Christensen's situation is particularly baffling. Having been with the club since 16, this has been his first season of senior football - and he has thrived. But not with Chelsea. Instead, with Gladbach, both in the Bundesliga and the Champions League.
The move to Gladbach was a vote of no confidence for the Dane. How could you suggest otherwise? While he was being palmed off, Emenalo was signing Michael Hector from Reading and Papy Djilobodji from Nantes during that infamous deadline day last summer. That Christensen is now reluctant to publicly discuss a Chelsea return shouldn't be a surprise.
What does Chelsea want out of their academy? It could be the club's greatest strength. Greater than even Roman Abramovich's chequebook. But the suspicion is that for all the public leaks about the owner wanting to see more youngsters come through and Jose Mourinho's reluctance to adhere to the board's wishes, it's actually Abramovich who is muddying the issue.
It was Guus Hiddink, after a week in the job, who dragged Abramovich to some youth and U21 games. Not vice-versa. The story goes, Hiddink was amazed by the talent below the first team and wanted Abramovich to realise what was lying in wait for an opportunity.
They're local. They're good enough. And they're loyal. Chelsea don't need go shopping to build a culture in the post-Terry era. It's now about convincing these kids, these local, Chelsea kids, that they can build a career from home.
Don't blame the manager. That's too easy. The directive needs to come from above. Last week, Emenalo attempted to poke holes in Tottenham's celebrated youth policy - and failed miserably.

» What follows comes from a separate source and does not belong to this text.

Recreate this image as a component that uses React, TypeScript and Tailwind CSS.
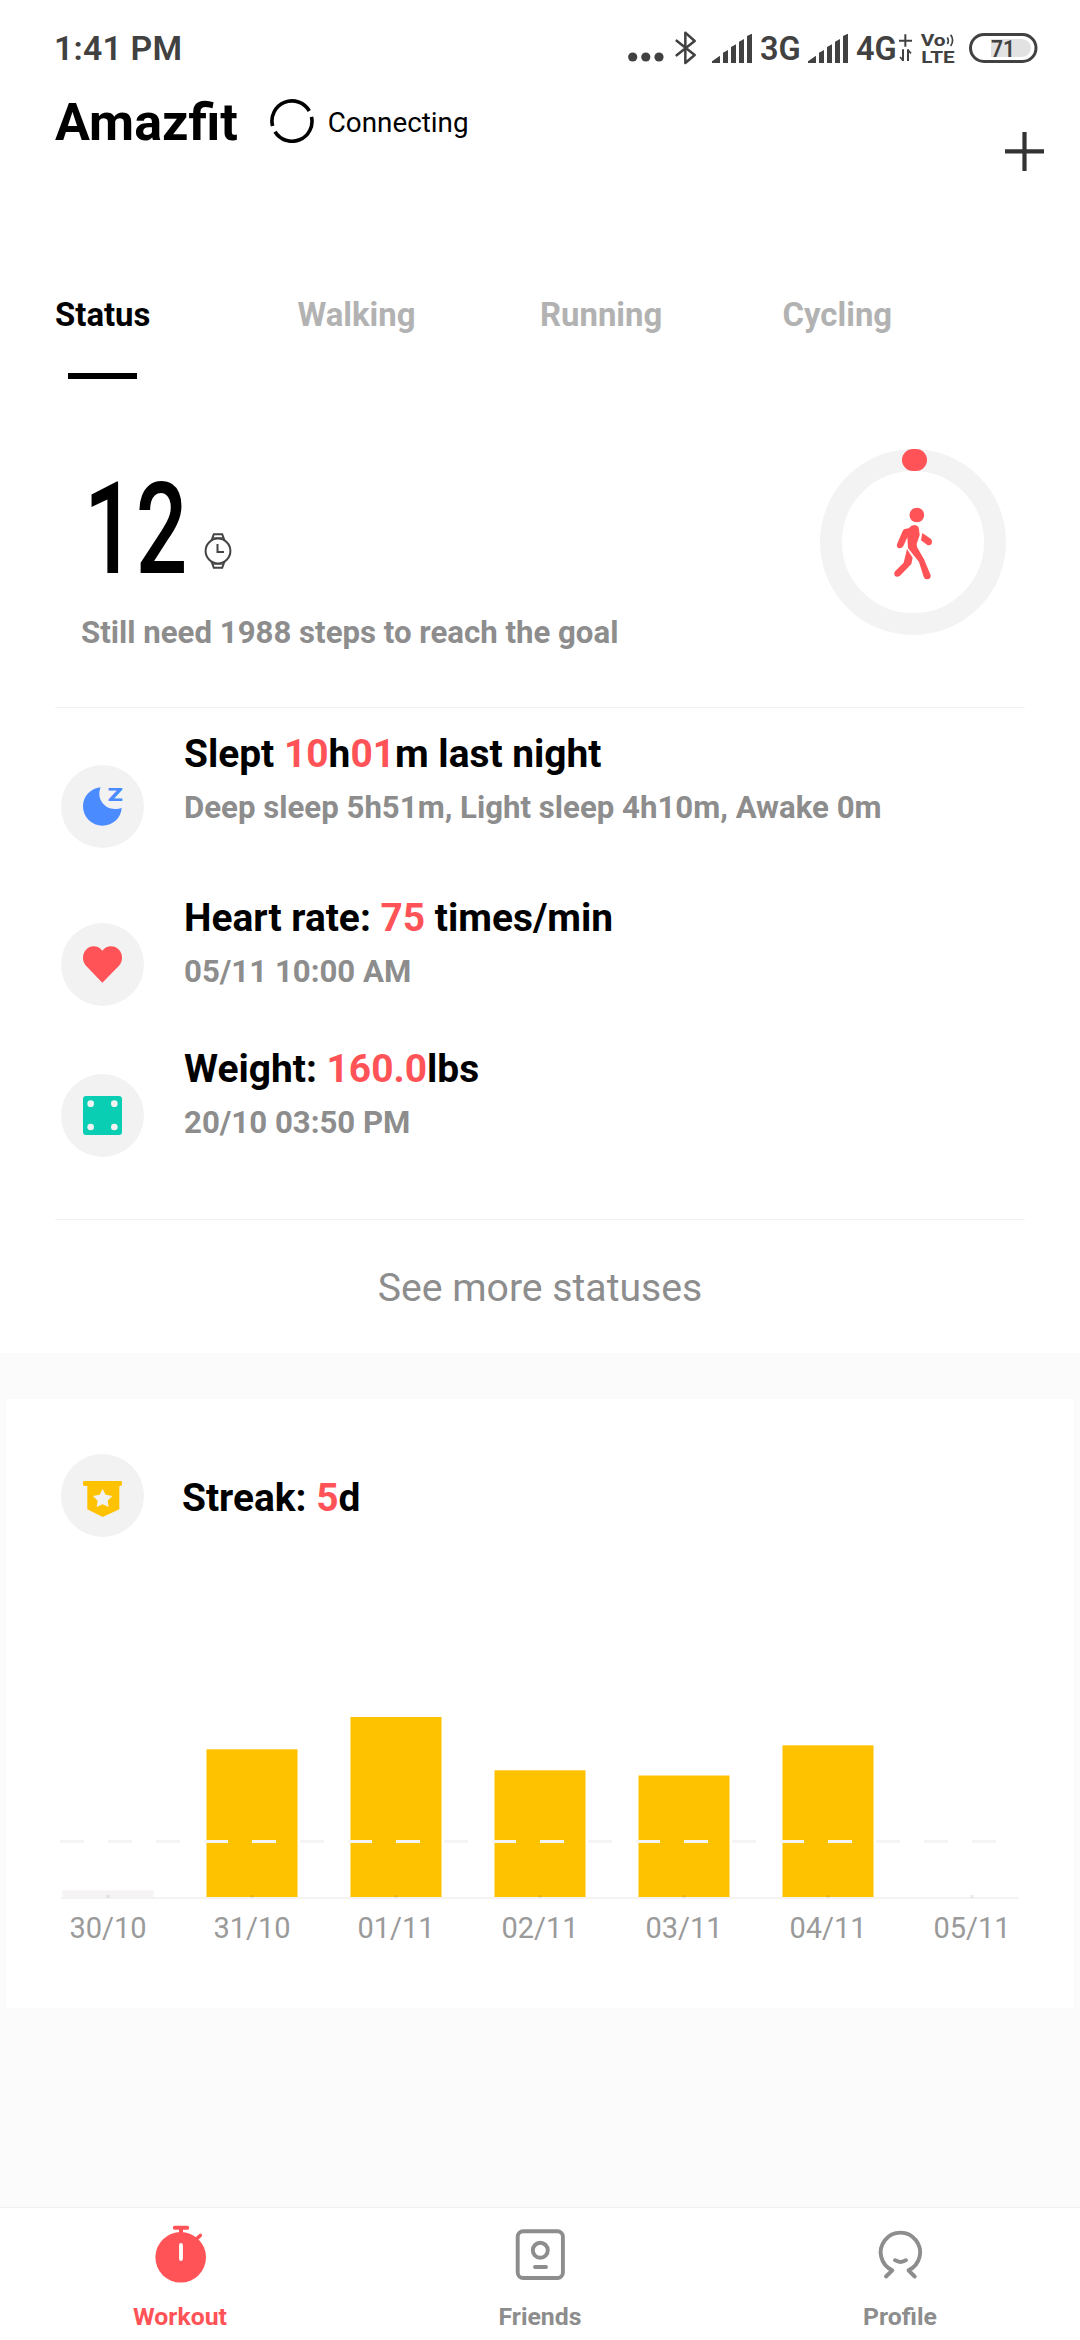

Player-for-player, Mauricio Pochettino's squad really isn't so superior to Chelsea's. Where the difference is clear is the spirit inside the locker room and the connection with fans. You can't buy that. It needs to be developed and encouraged.
Chelsea have the development part well mapped out. But the encouragement? That's where things must change with Antonio Conte. Chelsea's greatest asset could be their academy production line, but Abramovich must recognise that in 2016, winning the Premier League will take more than just his chequebook.